There are many very similar words between Portuguese and English; they make it easier for a speaker of one language to learn the other. Such words are called transparent words, an example of such would be the word “transparent” itself, who equivalent in Portuguese is “transparente”, and both have the same meaning.
Then there are the false friend words that are there to make the learning a little bit harder. These words are very similar, but mean a completely different thing. Here are some examples:
Brave – Bravo
Brave is a synonym of “courageous”, but in Portuguese it is mostly used to describe anger!

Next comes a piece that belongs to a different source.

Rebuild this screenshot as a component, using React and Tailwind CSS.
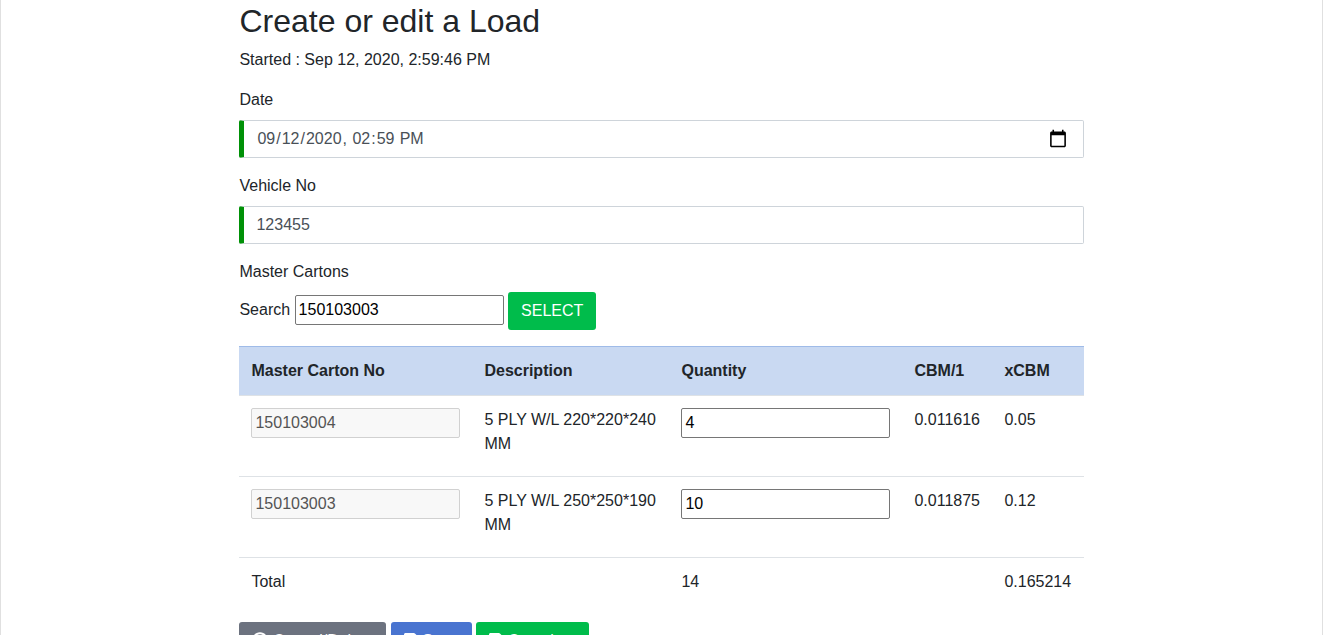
import { useState } from "react";
import { FaBan, FaSave } from "react-icons/fa";

const rows = [
  { id: "150103004", description: "5 PLY W/L 220*220*240 MM", quantity: "4", cbm: "0.011616", total: "0.05" },
  { id: "150103003", description: "5 PLY W/L 250*250*190 MM", quantity: "10", cbm: "0.011875", total: "0.12" },
];

const control =
  "w-full h-[38px] rounded-[2px] border border-l-[5px] border-[#ced4da] border-l-[#009107] bg-white px-3 py-1.5 text-[#495057] [&::-webkit-calendar-picker-indicator]:mr-[3px] [&::-webkit-calendar-picker-indicator]:h-[20px] [&::-webkit-calendar-picker-indicator]:w-[20px] [&::-webkit-calendar-picker-indicator]:bg-contain [&::-webkit-calendar-picker-indicator]:p-0";
const plain =
  "w-[209px] h-[30px] rounded-[2px] border border-[#767676] bg-white px-[3px] py-0.5 text-black disabled:border-[#d1d1d1] disabled:bg-[#f8f8f8] disabled:text-[#545454]";
const button = "inline-block h-[38px] rounded-[3px] px-[13px] align-middle text-white";
const icon = "inline-block align-[-2px]";

export default function App() {
  const [date, setDate] = useState("2020-09-12T14:59");
  const [vehicle, setVehicle] = useState("123455");
  const [search, setSearch] = useState("150103003");

  return (
    <main className="h-screen overflow-hidden border-x border-[#e0e0e0] bg-white font-['Liberation_Sans',Arial,sans-serif] text-base leading-6 text-[#212529]">
      <form className="mx-auto w-[63.9%]" onSubmit={(e) => e.preventDefault()}>
        <h2 className="mb-2 pt-[2px] text-[32px] leading-[38px]">Create or edit a Load</h2>
        <p className="mb-4">Started : Sep 12, 2020, 2:59:46 PM</p>

        <div className="mb-4">
          <label htmlFor="date" className="mb-2 block">Date</label>
          <input id="date" type="datetime-local" className={control} value={date} onChange={(e) => setDate(e.target.value)} />
        </div>
        <div className="mb-4">
          <label htmlFor="vehicle" className="mb-2 block">Vehicle No</label>
          <input id="vehicle" type="text" className={control} value={vehicle} onChange={(e) => setVehicle(e.target.value)} />
        </div>

        <h3 className="mb-2">Master Cartons</h3>
        <div className="mb-4">
          <label htmlFor="search">Search</label>{" "}
          <input id="search" type="text" className={plain} value={search} onChange={(e) => setSearch(e.target.value)} />{" "}
          <button type="button" className={`${button} bg-[#00bc4b]`}>SELECT</button>
        </div>

        <table className="mb-4 w-full border-collapse text-left">
          <thead>
            <tr className="border-t border-[#9fbbe8] bg-[#c9d9f2]">
              <th className="w-[233px] p-3">Master Carton No</th>
              <th className="w-[197px] p-3">Description</th>
              <th className="w-[233px] p-3">Quantity</th>
              <th className="p-3">CBM/1</th>
              <th className="p-3">xCBM</th>
            </tr>
          </thead>
          <tbody className="align-top">
            {rows.map((row) => (
              <tr key={row.id} className="h-[81px] border-t border-[#dee2e6]">
                <td className="p-3">
                  <input aria-label="Master carton number" className={plain} value={row.id} disabled readOnly />
                </td>
                <td className="p-3">{row.description}</td>
                <td className="p-3">
                  <input aria-label="Quantity" className={plain} defaultValue={row.quantity} />
                </td>
                <td className="p-3">{row.cbm}</td>
                <td className="p-3">{row.total}</td>
              </tr>
            ))}
            <tr className="border-t border-[#dee2e6]">
              <td className="p-3">Total</td>
              <td className="p-3"></td>
              <td className="p-3">14</td>
              <td className="p-3"></td>
              <td className="p-3">0.165214</td>
            </tr>
          </tbody>
        </table>

        <div>
          <button type="button" className={`${button} bg-[#6c727f]`}>
            <FaBan className={icon} /> Cancel/Delete
          </button>{" "}
          <button type="submit" className={`${button} bg-[#4974d0]`}>
            <FaSave className={`${icon} w-[14px]`} /> Save
          </button>{" "}
          <button type="button" className={`${button} bg-[#00bc4b]`}>
            <FaSave className={`${icon} w-[14px]`} /> Complete
          </button>
        </div>
      </form>
    </main>
  );
}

“He’s very angry” – “Ele é muito bravo”
“He’s very brave” – “Ele é muito valente”
Novel – Novela
A novel is a long written narrative, while in Portuguese the term “novela” is used to describe soap operas.
“I just read the best novel!” – “Eu acabei de ler o melhor romance!”
“I just watched the best soap opera! ” – “Eu acabei de ver a melhor novela!”
Pretend – Pretender
Pretending is putting on an act or impersonating something or someone, “pretender” in Portuguese is to intent/mean on doing something.
“They pretend to be friends” – “Eles fingem ser amigos”
“They mean to be friends” – “Eles pretendem ser amigos”
Collar – Colar
The “collar” of your shirt sounds very similar to the Portuguese word “colar” that means necklace.
“My collar is very tight” – “Meu colarinho é bem apertado”
“My necklace is very tight” – “Meu colar é bem apertado”
College – Colégio
In English, college usually means a higher education institution. Its Portuguese counterpart “colégio”, however means “high school”.